Reception has varied high and low throughout the course of the shows run. It received fast amounts of praise during the first season, so much so that Bungie took notice and featured the show on their website. Season 2 and the premiere episode of Season 3 were praised for their comedy, but received criticism for the underdeveloped new characters and their subsequent disappearance. The remainder of Season 3 was acclaimed for its increasingly biting satire on online gaming culture. Endgame was praised as a satisfying (original) finale to the show.
The spin-off series Arby 'n' the Chief in L.A., which took the show out of Jon's hands and was produced by Machinima Inc., was panned by both fans and general viewers. Following this, Machinima Inc. handed the production of the show back to Jon and season 4 was created. The series' reception rose sharply again following this, due to the return to the antics of the first and third seasons and the general improvement in writing.
Seasons 5 and 6 have overall been praised very highly for the writing and structure of each episode, and many consider this era to be the show's peak as of now.
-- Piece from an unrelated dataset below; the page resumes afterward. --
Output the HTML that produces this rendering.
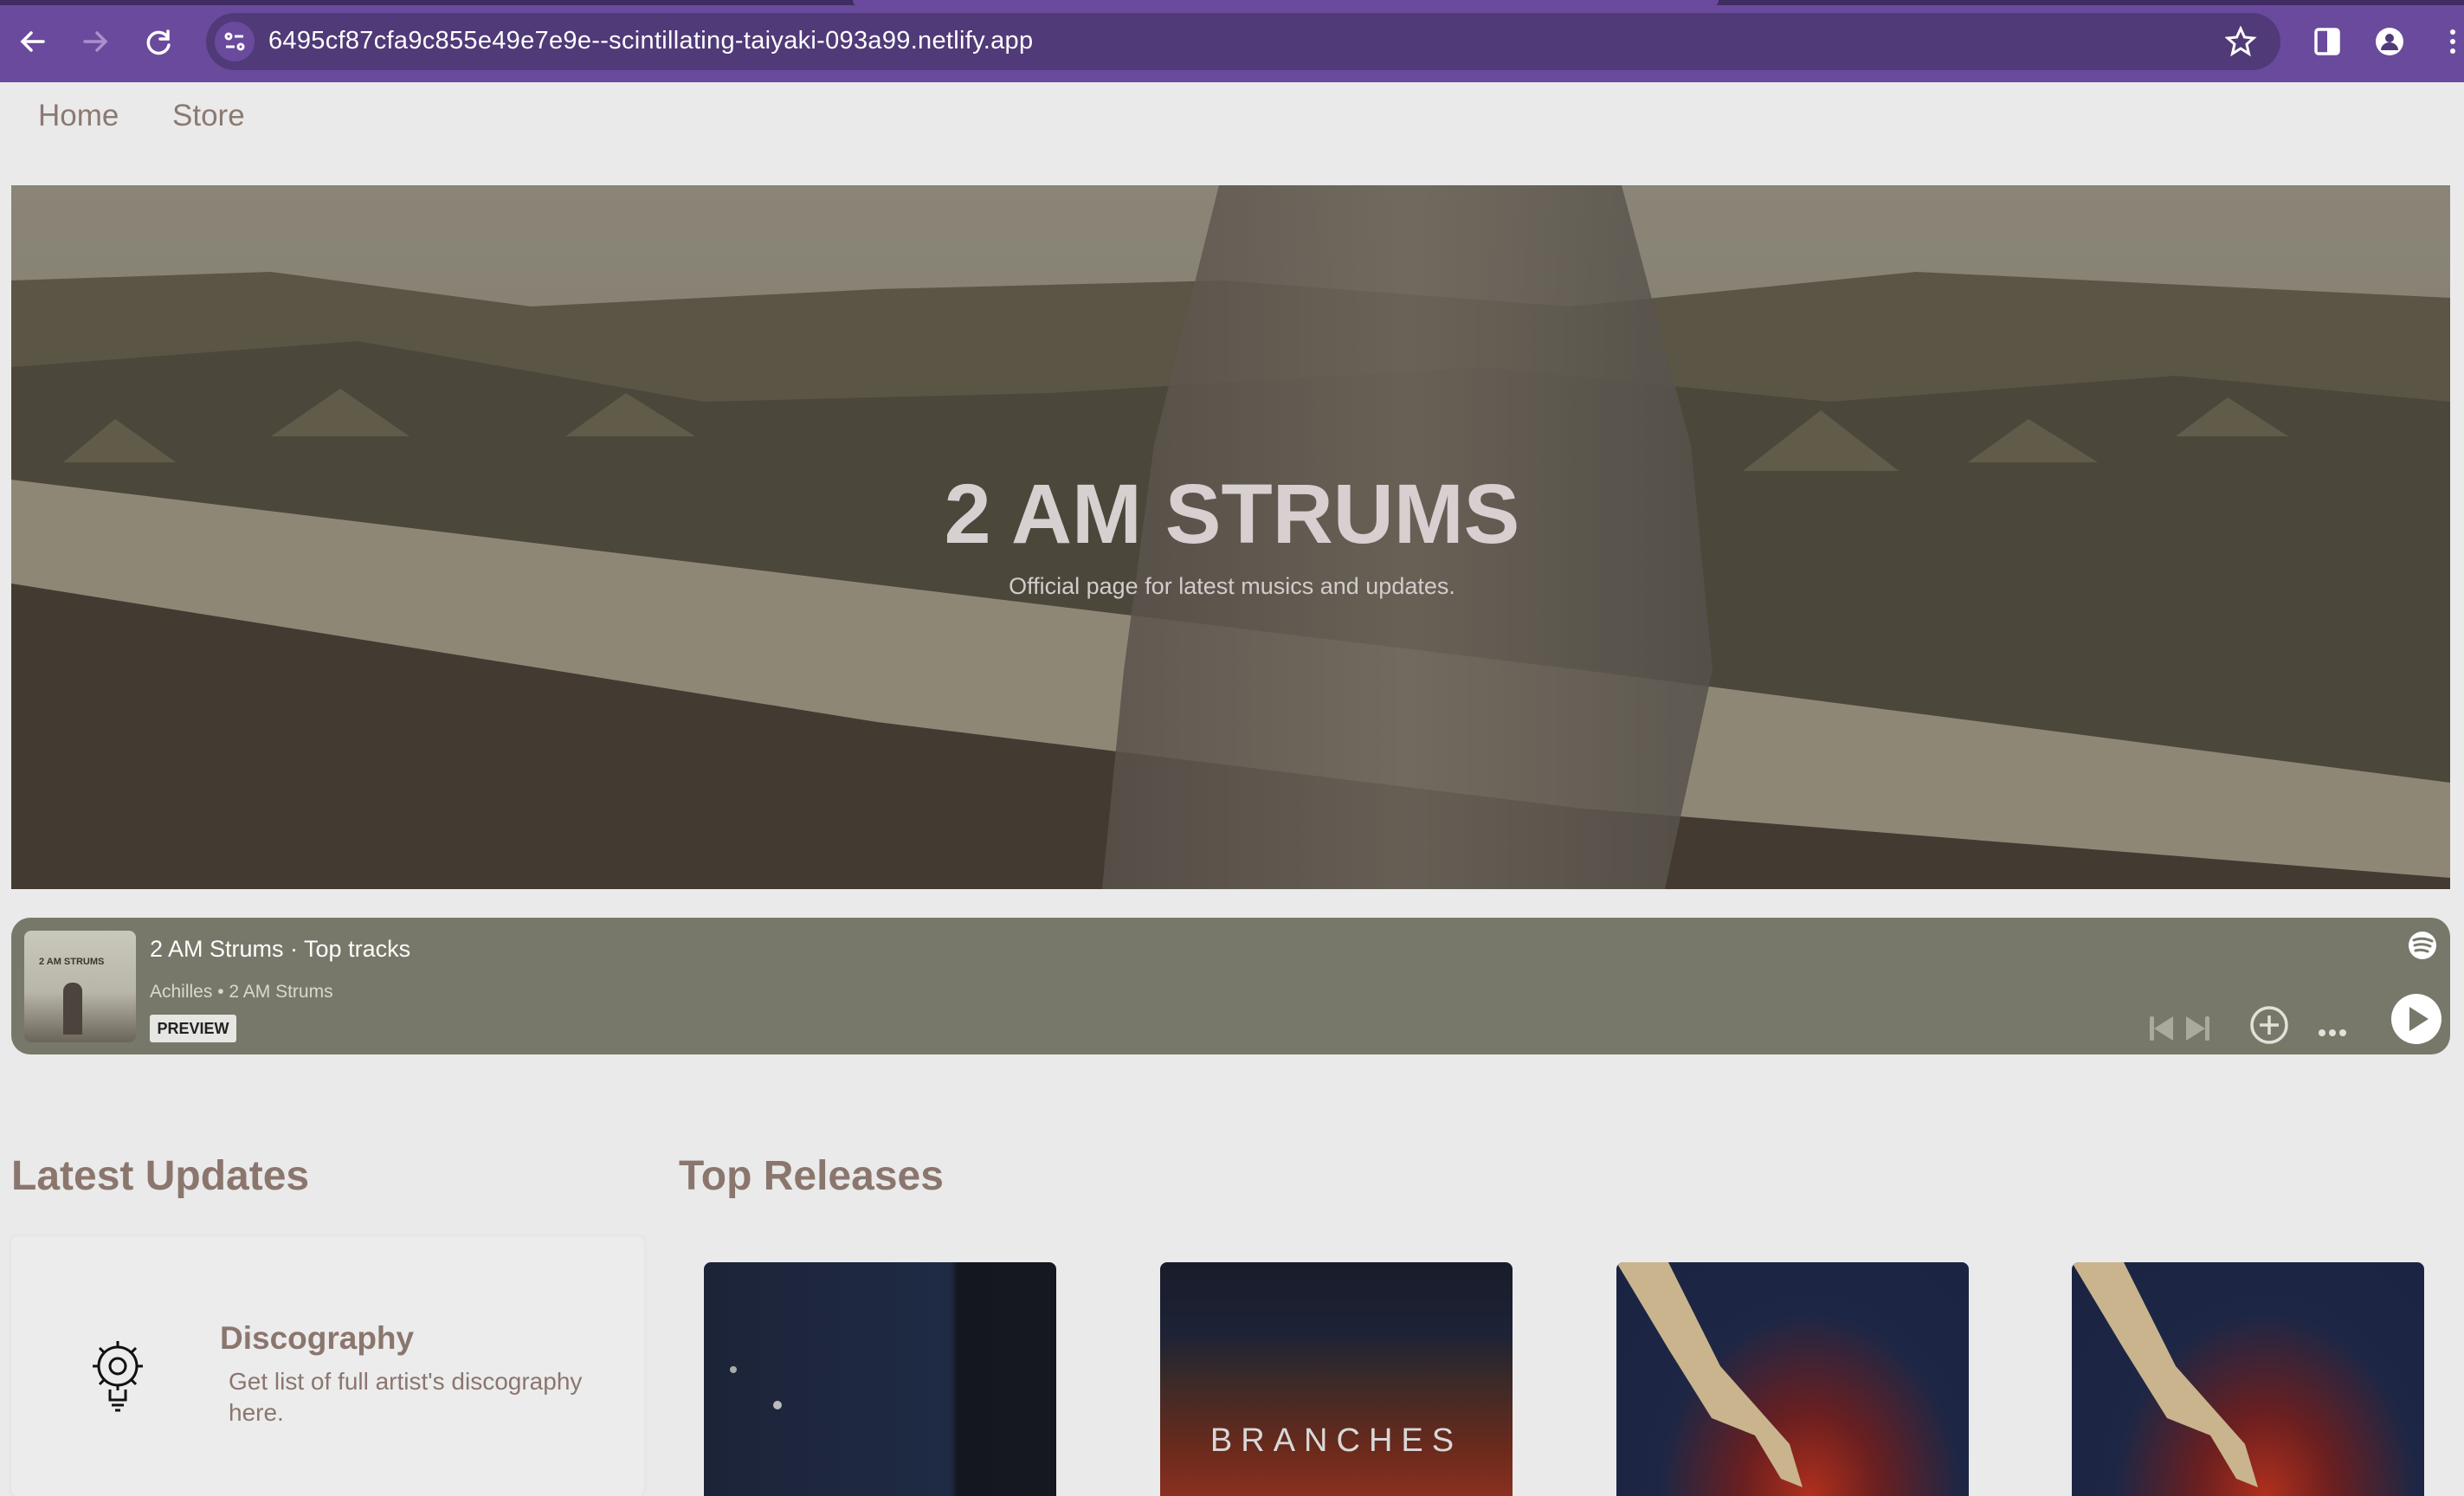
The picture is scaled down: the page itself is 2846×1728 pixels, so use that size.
<!DOCTYPE html>
<html><head><meta charset="utf-8"><style>
*{margin:0;padding:0;box-sizing:border-box}
body{width:2846px;height:1714px;overflow:hidden;background:#eaeaea;font-family:"Liberation Sans",Arial,sans-serif;position:relative}
.chrome{position:absolute;left:0;top:0;width:2846px;height:95px;background:#6a4a9c}
.url{position:absolute;left:238px;top:15px;width:2396px;height:66px;border-radius:33px;background:#503a78}
.urltxt{position:absolute;left:310px;top:31px;color:#fff;font-size:29px;letter-spacing:0.3px}
.nav{position:absolute;top:114px;font-size:35px;color:#8b7a72}
.hero{position:absolute;left:13px;top:214px;width:2817px;height:813px;overflow:hidden}
.title{position:absolute;left:0;width:2846px;top:538px;text-align:center;font-weight:bold;font-size:97px;color:#d7cfd0}
.sub{position:absolute;left:0;width:2846px;top:662px;text-align:center;font-size:27px;color:#d4cccc}
.player{position:absolute;left:13px;top:1060px;width:2817px;height:158px;border-radius:22px;background:#78786a}
h2{position:absolute;font-size:48px;color:#8b766e;font-weight:bold}
.card{position:absolute;left:13px;top:1428px;width:731px;height:300px;background:#ececec;border-radius:8px;box-shadow:0 0 6px rgba(0,0,0,0.06)}
.alb{position:absolute;top:1458px;width:407px;height:270px;border-radius:8px 8px 0 0;overflow:hidden}
</style></head><body>
<div class="chrome">
  <div style="position:absolute;left:0;top:0;width:2846px;height:6px;background:#3f2c62"></div>
  <div style="position:absolute;left:985px;top:0;width:1000px;height:8px;background:#6a4a9c;border-radius:0 0 10px 10px"></div>
  <svg style="position:absolute;left:20px;top:30px" width="180" height="36" viewBox="0 0 180 36" fill="none" stroke-width="3.5" stroke-linecap="round">
    <path d="M30 18H6M16 8L6 18l10 10" stroke="#fff"/>
    <path d="M78 18h24M92 8l10 10-10 10" stroke="#a98fd0"/>
    <path d="M174 14a12 12 0 1 0 1 8M174 6v9h-9" stroke="#fff"/>
  </svg>
  <div class="url"></div>
  <div style="position:absolute;left:248px;top:25px;width:46px;height:46px;border-radius:23px;background:#6a4a9c"></div>
  <svg style="position:absolute;left:257px;top:34px" width="28" height="28" viewBox="0 0 28 28" fill="none" stroke="#fff" stroke-width="3"><circle cx="7" cy="8" r="3"/><path d="M14 8h10M4 20h10"/><circle cx="21" cy="20" r="3"/></svg>
  <div class="urltxt">6495cf87cfa9c855e49e7e9e--scintillating-taiyaki-093a99.netlify.app</div>
  <svg style="position:absolute;left:2570px;top:30px" width="276" height="36" viewBox="0 0 276 36">
    <path d="M18 3l4.5 10 10.5 1-8 7 2.5 11-9.5-6-9.5 6 2.5-11-8-7 10.5-1z" fill="none" stroke="#fff" stroke-width="3"/>
    <rect x="105" y="4" width="26" height="28" rx="3" fill="none" stroke="#fff" stroke-width="3.5"/><rect x="118" y="4" width="13" height="28" fill="#fff"/>
    <circle cx="190" cy="18" r="16" fill="#fff"/><circle cx="190" cy="14" r="5" fill="#503a78"/><path d="M180 28a10 9 0 0 1 20 0z" fill="#503a78"/>
    <circle cx="263" cy="7" r="3" fill="#fff"/><circle cx="263" cy="18" r="3" fill="#fff"/><circle cx="263" cy="29" r="3" fill="#fff"/>
  </svg>
</div>
<div class="nav" style="left:44px">Home</div>
<div class="nav" style="left:199px">Store</div>

<div class="hero">
<svg width="2817" height="813" viewBox="0 0 2817 813" preserveAspectRatio="none">
  <defs>
    <linearGradient id="sky" x1="0" y1="0" x2="0" y2="1"><stop offset="0" stop-color="#8a8577"/><stop offset="1" stop-color="#7b7567"/></linearGradient>
    <linearGradient id="man" x1="0" y1="0" x2="1" y2="0"><stop offset="0" stop-color="#58514a"/><stop offset="0.5" stop-color="#6c655a"/><stop offset="1" stop-color="#55504a"/></linearGradient>
  </defs>
  <rect width="2817" height="813" fill="url(#sky)"/>
  <path d="M0 110 L300 100 L600 140 L1000 120 L1400 110 L1800 140 L2200 100 L2817 130 L2817 813 L0 813Z" fill="#5a5545"/>
  <path d="M0 210 L400 180 L800 250 L1200 240 L1700 210 L2100 250 L2500 220 L2817 250 L2817 813 L0 813Z" fill="#4c473b"/>
  <g fill="#67624f" opacity="0.8">
    <path d="M60 320l60-50 70 50z"/><path d="M300 290l80-55 80 55z"/><path d="M640 290l70-50 80 50z"/><path d="M2000 330l90-70 90 70z"/><path d="M2260 320l70-50 80 50z"/><path d="M2500 290l60-45 70 45z"/>
  </g>
  <path d="M0 340 L1815 560 L2817 690 L2817 813 L0 813Z" fill="#8f8776"/>
  <path d="M0 460 L1000 620 L1815 720 L2817 800 L2817 813 L0 813Z" fill="#433a32"/>
  <path d="M1395 0 L1860 0 L1940 300 L1965 560 L1910 813 L1260 813 L1285 560 L1320 300Z" fill="url(#man)" opacity="0.85"/>
</svg>
</div>
<div class="title">2 AM STRUMS</div>
<div class="sub">Official page for latest musics and updates.</div>

<div class="player">
  <div style="position:absolute;left:15px;top:15px;width:129px;height:129px;border-radius:8px;background:linear-gradient(#c9c8bc 0,#b8b6a8 55%,#6a6459 100%)"></div>
  <div style="position:absolute;left:32px;top:45px;font-size:11px;font-weight:bold;color:#3a362f">2 AM STRUMS</div>
  <div style="position:absolute;left:60px;top:75px;width:22px;height:60px;background:#4a443c;border-radius:10px 10px 0 0"></div>
  <div style="position:absolute;left:160px;top:21px;font-size:27px;color:#fff">2 AM Strums · Top tracks</div>
  <div style="position:absolute;left:160px;top:74px;font-size:21px;color:#d8d8cf">Achilles • 2 AM Strums</div>
  <div style="position:absolute;left:160px;top:112px;width:100px;height:32px;background:#e6e6e2;border-radius:3px;font-size:18px;font-weight:bold;color:#222;text-align:center;line-height:32px">PREVIEW</div>
  <svg style="position:absolute;left:2450px;top:10px" width="367" height="140" viewBox="0 0 367 140">
    <circle cx="335" cy="22" r="16" fill="#fff"/>
    <path d="M325 16q10-4 21 1M326 22q9-3 18 1M327 28q7-2 14 1" stroke="#78786a" stroke-width="3" fill="none" stroke-linecap="round"/>
    <rect x="20" y="104" width="5" height="28" rx="2" fill="#a9a99e"/><path d="M25 118l22-14v28z" fill="#a9a99e"/>
    <rect x="84" y="104" width="5" height="28" rx="2" fill="#a9a99e"/><path d="M84 118l-22-14v28z" fill="#a9a99e"/>
    <circle cx="158" cy="114" r="20" fill="none" stroke="#e2e2da" stroke-width="3.5"/><path d="M158 103v22M147 114h22" stroke="#e2e2da" stroke-width="3.5"/>
    <circle cx="219" cy="123" r="4" fill="#e2e2da"/><circle cx="231" cy="123" r="4" fill="#e2e2da"/><circle cx="243" cy="123" r="4" fill="#e2e2da"/>
    <circle cx="328" cy="107" r="29" fill="#fff"/><path d="M320 93l22 14-22 14z" fill="#78786a"/>
  </svg>
</div>

<h2 style="left:13px;top:1331px">Latest Updates</h2>
<h2 style="left:784px;top:1331px">Top Releases</h2>

<div class="card">
  <svg style="position:absolute;left:78px;top:115px" width="90" height="90" viewBox="0 0 90 90" fill="none" stroke="#111" stroke-width="3">
    <circle cx="45" cy="35" r="22"/><circle cx="45" cy="35" r="9"/>
    <path d="M45 6v7M45 57v6M16 35h7M67 35h7M24 14l5 5M61 51l5 5M66 14l-5 5M29 51l-5 5"/>
    <path d="M36 62v12h18V62M38 80h14M42 86h6"/>
  </svg>
  <div style="position:absolute;left:241px;top:97px;font-size:37px;font-weight:bold;color:#8b766e">Discography</div>
  <div style="position:absolute;left:251px;top:150px;font-size:28px;line-height:36px;color:#8b766e;width:440px">Get list of full artist's discography here.</div>
</div>

<div class="alb" style="left:813px;background:linear-gradient(90deg,#1c2438 0,#1f2a44 70%,#141720 72%,#161820 100%)">
  <div style="position:absolute;left:30px;top:120px;width:8px;height:8px;border-radius:4px;background:#aaa"></div>
  <div style="position:absolute;left:80px;top:160px;width:10px;height:10px;border-radius:5px;background:#bbb"></div>
</div>
<div class="alb" style="left:1340px;background:linear-gradient(180deg,#181c2a 0,#1d2236 30%,#3a2a28 50%,#6b2a1c 80%,#8a3020 100%)">
  <div style="position:absolute;left:0;width:407px;top:185px;text-align:center;font-size:38px;letter-spacing:10px;color:#d8d8d8">BRANCHES</div>
</div>
<div class="alb" style="left:1867px;background:radial-gradient(ellipse at 55% 100%,#b0301c 0,#6a1f20 25%,#1d2745 55%,#1a2442 100%)">
  <svg width="407" height="270" viewBox="0 0 407 270"><path d="M0 0 L60 0 L120 120 L200 210 L215 260 L190 250 L160 200 L110 180 L60 100Z" fill="#c9b48e"/></svg>
</div>
<div class="alb" style="left:2393px;background:radial-gradient(ellipse at 55% 100%,#b0301c 0,#6a1f20 25%,#1d2745 55%,#1a2442 100%)">
  <svg width="407" height="270" viewBox="0 0 407 270"><path d="M0 0 L60 0 L120 120 L200 210 L215 260 L190 250 L160 200 L110 180 L60 100Z" fill="#c9b48e"/></svg>
</div>
</body></html>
A vocal minority have been negative towards the show's new storyline development, straying away from its original concept during seasons 1-4. However, the majority of the fanbase approve of the new style of writing towards the show.
Season 7 was highly praised by many for similar reasons, though others felt that its themes and content were excessively dark, even compared to the previous two seasons. As the season progressed however, reception gradually improved and today it is generally held in the same high regard as previous seasons.
Season 8 has so far seen mostly positive reception.
- Jon revealed in the director's commentary of the Season 7 episode "Two Point Zero" that the series is on a "zero dollar budget" and rarely any money is spent for the sake of the series. Jon adds that he got this idea from a DVD featurette of the 1992 film El Mariachi, in which the director, Robert Rodriguez, gave it tips for other directors.